Backfill separately.
Then add constraint later.
7.3 Add index on hot table
Unsafe:
CREATE INDEX idx_case_task_due_at
ON case_task (due_at);
Safer:
CREATE INDEX CONCURRENTLY idx_case_task_due_at
ON case_task (due_at);
Operational notes:
- do not run inside a normal transaction block,
- watch invalid index artifacts if it fails,
- monitor write latency and replication lag,
- verify planner usage after creation,
- consider partial index if only subset is queried.
7.4 Add partial index for active workload
CREATE INDEX CONCURRENTLY idx_case_task_open_assignee_due
ON case_task (assignee_user_id, due_at)
WHERE completed_at IS NULL;
This can reduce index size and write amplification when the query targets only active rows.
7.5 Add check constraint safely
ALTER TABLE enforcement_case
ADD CONSTRAINT enforcement_case_valid_priority
CHECK (priority IN ('LOW', 'MEDIUM', 'HIGH', 'CRITICAL')) NOT VALID;
Validate later:
ALTER TABLE enforcement_case
VALIDATE CONSTRAINT enforcement_case_valid_priority;
7.6 Add foreign key safely
ALTER TABLE case_task
ADD CONSTRAINT case_task_case_id_fk
FOREIGN KEY (case_id)
REFERENCES enforcement_case(id)
NOT VALID;
Validate after orphan cleanup:
ALTER TABLE case_task
VALIDATE CONSTRAINT case_task_case_id_fk;
7.7 Avoid direct rename in rolling systems
Instead of:
ALTER TABLE case_task RENAME COLUMN owner TO assignee_user_id;
Use:
ALTER TABLE case_task
ADD COLUMN assignee_user_id uuid;
Then dual write/backfill/switch/contract.
8. Timeouts and Guardrails
Migration scripts should protect production from themselves.
Example PostgreSQL session guardrails:
SET lock_timeout = '3s';
SET statement_timeout = '5min';
SET idle_in_transaction_session_timeout = '1min';
Why:
lock_timeoutavoids waiting forever behind production traffic,statement_timeoutprevents runaway DDL/DML,- idle transaction timeout prevents forgotten sessions from holding locks.
A failed migration because of timeout is often better than a successful migration that stalls the product.
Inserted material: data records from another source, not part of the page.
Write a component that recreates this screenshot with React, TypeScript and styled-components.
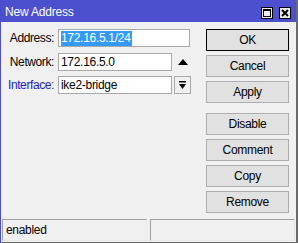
import React from "react";
import styled, { createGlobalStyle } from "styled-components";

const Global = createGlobalStyle`
  html, body { margin: 0; padding: 0; background: #f0f0f0; }
  body { font-family: "Liberation Sans", Arial, sans-serif; font-size: 11px; color: #000; }
`;

const Window = styled.div`
  width: 298px;
  height: 243px;
  box-sizing: border-box;
  background: #f0f0f0;
  border-left: 1px solid #4a4ec9;
  border-right: 2px solid #6a6a6a;
  border-bottom: 1px solid #6a6a6a;
  display: flex;
  flex-direction: column;
  overflow: hidden;
`;

const TitleBar = styled.div`
  height: 22px;
  flex: none;
  background: #4c50cf;
  display: flex;
  align-items: center;
  padding: 0 0 0 5px;
  margin-left: -1px;
  margin-right: -2px;
`;

const Title = styled.div`
  flex: 1;
  color: #fff;
  font-size: 12px;
  letter-spacing: -0.2px;
  padding-top: 1px;
`;

const TitleButtons = styled.div`
  display: flex;
  gap: 6px;
  margin-right: 7px;
  margin-top: 3px;
`;

const TitleButton = styled.div`
  width: 10px;
  height: 10px;
  border: 1px solid #000;
  background: #ececec;
  display: flex;
  align-items: center;
  justify-content: center;
`;

const Body = styled.div`
  flex: 1;
  display: flex;
  padding: 7px 0 0 0;
`;

const Form = styled.div`
  width: 203px;
  display: flex;
  flex-direction: column;
  gap: 5.5px;
`;

const Row = styled.div`
  display: flex;
  align-items: center;
  height: 18px;
`;

const Label = styled.div<{ $link?: boolean }>`
  width: 53px;
  padding-right: 4px;
  text-align: right;
  color: ${(p) => (p.$link ? "#1c1cc8" : "#000")};
  font-size: 12px;
  letter-spacing: -0.4px;
`;

const Field = styled.div<{ $w: number }>`
  width: ${(p) => p.$w}px;
  height: 18px;
  box-sizing: border-box;
  border: 1px solid #a9a9a9;
  background: #fff;
  display: flex;
  align-items: center;
  padding-left: 2px;
  font-size: 12px;
  letter-spacing: -0.3px;
`;

const Selected = styled.span`
  background: #3399ff;
  color: #fff;
  padding: 0 1px 1px 0;
`;

const Side = styled.div`
  width: 18px;
  height: 18px;
  margin-left: 2px;
  display: flex;
  align-items: center;
  justify-content: center;
`;

const DropButton = styled(Side)`
  box-sizing: border-box;
  border: 1px solid #a9a9a9;
  background: #f0f0f0;
  width: 17px;
`;

const Buttons = styled.div`
  width: 83px;
  margin-left: 2px;
  display: flex;
  flex-direction: column;
  gap: 4px;
`;

const Button = styled.div<{ $default?: boolean; $groupStart?: boolean }>`
  height: 22px;
  box-sizing: border-box;
  border: 1px solid ${(p) => (p.$default ? "#000" : "#adadad")};
  background: #e1e1e1;
  display: flex;
  align-items: center;
  justify-content: center;
  font-size: 12px;
  letter-spacing: -0.3px;
  margin-top: ${(p) => (p.$groupStart ? "6px" : "0")};
`;

const StatusBar = styled.div`
  flex: none;
  height: 22px;
  display: flex;
  gap: 3px;
  padding: 0 1px 1px 1px;
`;

const StatusCell = styled.div`
  flex: 1;
  box-sizing: border-box;
  border-top: 1px solid #a0a0a0;
  border-left: 1px solid #a0a0a0;
  border-bottom: 1px solid #e8e8e8;
  border-right: 1px solid #e8e8e8;
  display: flex;
  align-items: center;
  padding-left: 3px;
  font-size: 12px;
  letter-spacing: -0.3px;
`;

export default function App() {
  return (
    <>
      <Global />
      <Window>
        <TitleBar>
          <Title>New Address</Title>
          <TitleButtons>
            <TitleButton>
              <svg width="8" height="8" viewBox="0 0 8 8">
                <rect x="0.5" y="0.5" width="7" height="7" fill="none" stroke="#000" />
                <rect x="0" y="0" width="8" height="2" fill="#000" />
              </svg>
            </TitleButton>
            <TitleButton>
              <svg width="8" height="8" viewBox="0 0 8 8">
                <path d="M1 1 L7 7 M7 1 L1 7" stroke="#000" strokeWidth="2" />
              </svg>
            </TitleButton>
          </TitleButtons>
        </TitleBar>
        <Body>
          <Form>
            <Row>
              <Label>Address:</Label>
              <Field $w={132}>
                <Selected>172.16.5.1/24</Selected>
              </Field>
            </Row>
            <Row>
              <Label>Network:</Label>
              <Field $w={114}>172.16.5.0</Field>
              <Side>
                <svg width="10" height="6" viewBox="0 0 10 6">
                  <path d="M5 0 L10 6 L0 6 Z" fill="#000" />
                </svg>
              </Side>
            </Row>
            <Row>
              <Label $link>Interface:</Label>
              <Field $w={114}>ike2-bridge</Field>
              <DropButton>
                <svg width="7" height="8" viewBox="0 0 7 8">
                  <rect x="0" y="0" width="7" height="1.5" fill="#000" />
                  <path d="M0 3 L7 3 L3.5 8 Z" fill="#000" />
                </svg>
              </DropButton>
            </Row>
          </Form>
          <Buttons>
            <Button $default>OK</Button>
            <Button>Cancel</Button>
            <Button>Apply</Button>
            <Button $groupStart>Disable</Button>
            <Button>Comment</Button>
            <Button>Copy</Button>
            <Button>Remove</Button>
          </Buttons>
        </Body>
        <StatusBar>
          <StatusCell>enabled</StatusCell>
          <StatusCell />
        </StatusBar>
      </Window>
    </>
  );
}
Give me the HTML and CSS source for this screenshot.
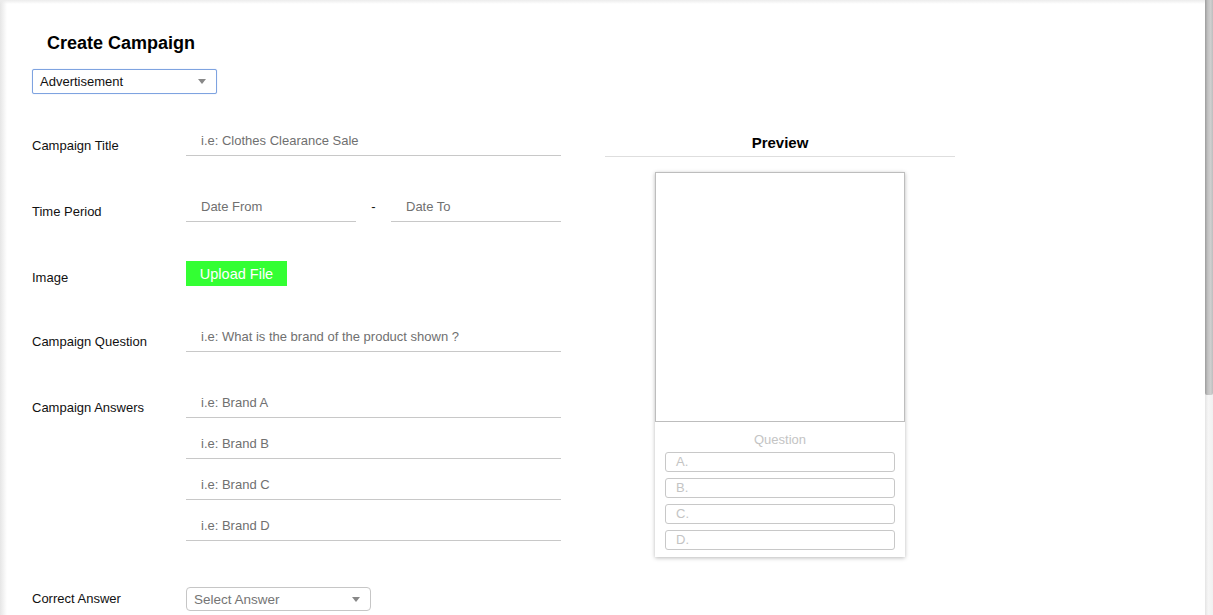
FILE: index.html
```html
<!DOCTYPE html>
<html>
<head>
<meta charset="utf-8">
<link rel="stylesheet" href="styles.css">
</head>
<body>
<div class="window">
  <main class="page">
    <h1 class="title">Create Campaign</h1>
    <div class="select type-select">
      <span class="select-text">Advertisement</span>
      <span class="caret"></span>
    </div>
    <div class="content">
      <div class="form">
        <div class="row">
          <div class="label">Campaign Title</div>
          <div class="field"><div class="input">i.e: Clothes Clearance Sale</div></div>
        </div>
        <div class="row">
          <div class="label">Time Period</div>
          <div class="field dates">
            <div class="input date">Date From</div>
            <span class="dash">-</span>
            <div class="input date">Date To</div>
          </div>
        </div>
        <div class="row row-image">
          <div class="label">Image</div>
          <div class="field"><button class="upload">Upload File</button></div>
        </div>
        <div class="row">
          <div class="label">Campaign Question</div>
          <div class="field"><div class="input">i.e: What is the brand of the product shown ?</div></div>
        </div>
        <div class="row">
          <div class="label">Campaign Answers</div>
          <div class="field answers">
            <div class="input">i.e: Brand A</div>
            <div class="input">i.e: Brand B</div>
            <div class="input">i.e: Brand C</div>
            <div class="input">i.e: Brand D</div>
          </div>
        </div>
        <div class="row row-correct">
          <div class="label">Correct Answer</div>
          <div class="field">
            <div class="select answer-select">
              <span class="select-text muted">Select Answer</span>
              <span class="caret"></span>
            </div>
          </div>
        </div>
      </div>
      <aside class="preview">
        <h2 class="preview-title">Preview</h2>
        <div class="card">
          <div class="card-image"></div>
          <div class="card-question">Question</div>
          <div class="card-answers">
            <div class="card-answer">A.</div>
            <div class="card-answer">B.</div>
            <div class="card-answer">C.</div>
            <div class="card-answer">D.</div>
          </div>
        </div>
      </aside>
    </div>
  </main>
  <div class="scrollbar"><div class="thumb"></div></div>
</div>
</body>
</html>
```

FILE: styles.css
```css
html, body {
  margin: 0;
  padding: 0;
  height: 100%;
  overflow: hidden;
  background: #fff;
  font-family: "Liberation Sans", Arial, sans-serif;
  color: #111;
}

.window {
  display: flex;
  height: 615px;
}

.page {
  flex: 1;
  padding: 0 0 0 32px;
  background:
    linear-gradient(to bottom, #ececec, rgba(255,255,255,0) 4px),
    linear-gradient(to right, #e6e6e6, rgba(255,255,255,0) 7px),
    #fff;
  overflow: hidden;
}

.title {
  margin: 0;
  padding: 33px 0 0 15px;
  font-size: 18px;
  line-height: 20px;
  font-weight: bold;
  color: #000;
}

.select {
  display: flex;
  align-items: center;
  justify-content: space-between;
  box-sizing: border-box;
  background: #fff;
}

.type-select {
  margin-top: 16px;
  width: 185px;
  height: 25px;
  border: 1px solid #7ea3e0;
  border-radius: 2px;
  box-shadow: 0 0 1px #a9c3ee;
  padding: 0 10px 0 7px;
}

.select-text {
  font-size: 13px;
  color: #111;
}

.select-text.muted {
  color: #757575;
  font-size: 13.5px;
}

.caret {
  width: 0;
  height: 0;
  border-left: 4px solid transparent;
  border-right: 4px solid transparent;
  border-top: 5px solid #888;
}

.content {
  display: flex;
  margin-top: 32px;
}

.form {
  display: flex;
  flex-direction: column;
  gap: 36px;
  width: 529px;
}

.row {
  display: flex;
}

.label {
  width: 154px;
  flex: none;
  padding-top: 10px;
  font-size: 13px;
  line-height: 20px;
  color: #111;
}

.field {
  width: 375px;
}

.input {
  box-sizing: border-box;
  height: 30px;
  border-bottom: 1px solid #c8c8c8;
  padding: 0 15px;
  font-size: 13px;
  line-height: 30px;
  color: #707070;
  white-space: nowrap;
}

.dates {
  display: flex;
  align-items: flex-start;
}

.date {
  width: 170px;
}

.dash {
  width: 35px;
  text-align: center;
  line-height: 30px;
  font-size: 13px;
  color: #111;
}

.row-image {
  height: 28px;
}

.upload {
  margin-top: 3px;
  width: 101px;
  height: 25px;
  border: none;
  background: #33ff33;
  color: #fff;
  font-family: "Liberation Sans", Arial, sans-serif;
  font-size: 14.5px;
  padding: 0;
  cursor: pointer;
}

.answers {
  display: flex;
  flex-direction: column;
  gap: 11px;
}

.row-correct .label {
  padding-top: 12px;
}

.answer-select {
  margin-top: 10px;
  width: 185px;
  height: 24px;
  border: 1px solid #c6c6c6;
  border-radius: 4px;
  padding: 0 10px 0 7px;
}

.preview {
  margin-left: 44px;
  width: 350px;
  padding-top: 7px;
}

.preview-title {
  margin: 0;
  text-align: center;
  font-size: 15px;
  line-height: 20px;
  font-weight: bold;
  color: #000;
  padding-bottom: 3px;
  border-bottom: 1px solid #dedede;
}

.card {
  margin: 15px 0 0 50px;
  width: 250px;
  box-shadow: 0 1px 4px rgba(0,0,0,0.28);
  padding-bottom: 7px;
  background: #fff;
}

.card-image {
  box-sizing: border-box;
  height: 250px;
  border: 1px solid #bdbdbd;
}

.card-question {
  text-align: center;
  font-size: 13px;
  line-height: 20px;
  color: #c4c4c4;
  padding-top: 8px;
}

.card-answers {
  display: flex;
  flex-direction: column;
  gap: 6px;
  margin: 2px 10px 0;
}

.card-answer {
  box-sizing: border-box;
  height: 20px;
  border: 1px solid #c8c8c8;
  border-radius: 3px;
  padding-left: 10px;
  font-size: 13px;
  line-height: 18px;
  color: #c4c4c4;
}

.scrollbar {
  width: 8px;
  flex: none;
  background: linear-gradient(to right, #e4e4e4, #f6f6f6 40%, #f0f0f0);
}

.thumb {
  height: 395px;
  background: linear-gradient(to right, #9c9c9c, #c2c2c2 35%, #cfcfcf 70%, #bdbdbd);
  border-radius: 0 0 2px 2px;
}
```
9. Lock-Aware Migration Planning
Before migration, inspect lock risk.
Ask:
- Which table is touched?
- How hot is it?
- Which writes happen continuously?
- Are long-running transactions common?
- Are reports holding snapshots?
- Are maintenance jobs running?
- Are replicas lagging already?
- Does DDL conflict with normal writes?
During migration, monitor lock waits.
PostgreSQL example:
SELECT
blocked.pid AS blocked_pid,
blocked.query AS blocked_query,
blocking.pid AS blocking_pid,
blocking.query AS blocking_query
FROM pg_stat_activity blocked
JOIN pg_locks blocked_locks
ON blocked_locks.pid = blocked.pid
JOIN pg_locks blocking_locks
ON blocking_locks.locktype = blocked_locks.locktype
AND blocking_locks.database IS NOT DISTINCT FROM blocked_locks.database
AND blocking_locks.relation IS NOT DISTINCT FROM blocked_locks.relation
AND blocking_locks.page IS NOT DISTINCT FROM blocked_locks.page
AND blocking_locks.tuple IS NOT DISTINCT FROM blocked_locks.tuple
AND blocking_locks.virtualxid IS NOT DISTINCT FROM blocked_locks.virtualxid
AND blocking_locks.transactionid IS NOT DISTINCT FROM blocked_locks.transactionid
AND blocking_locks.classid IS NOT DISTINCT FROM blocked_locks.classid
AND blocking_locks.objid IS NOT DISTINCT FROM blocked_locks.objid
AND blocking_locks.objsubid IS NOT DISTINCT FROM blocked_locks.objsubid
AND blocking_locks.pid != blocked_locks.pid
JOIN pg_stat_activity blocking
ON blocking.pid = blocking_locks.pid
WHERE NOT blocked_locks.granted
AND blocking_locks.granted;
This query is an operational example. Adapt it to your engine and observability stack.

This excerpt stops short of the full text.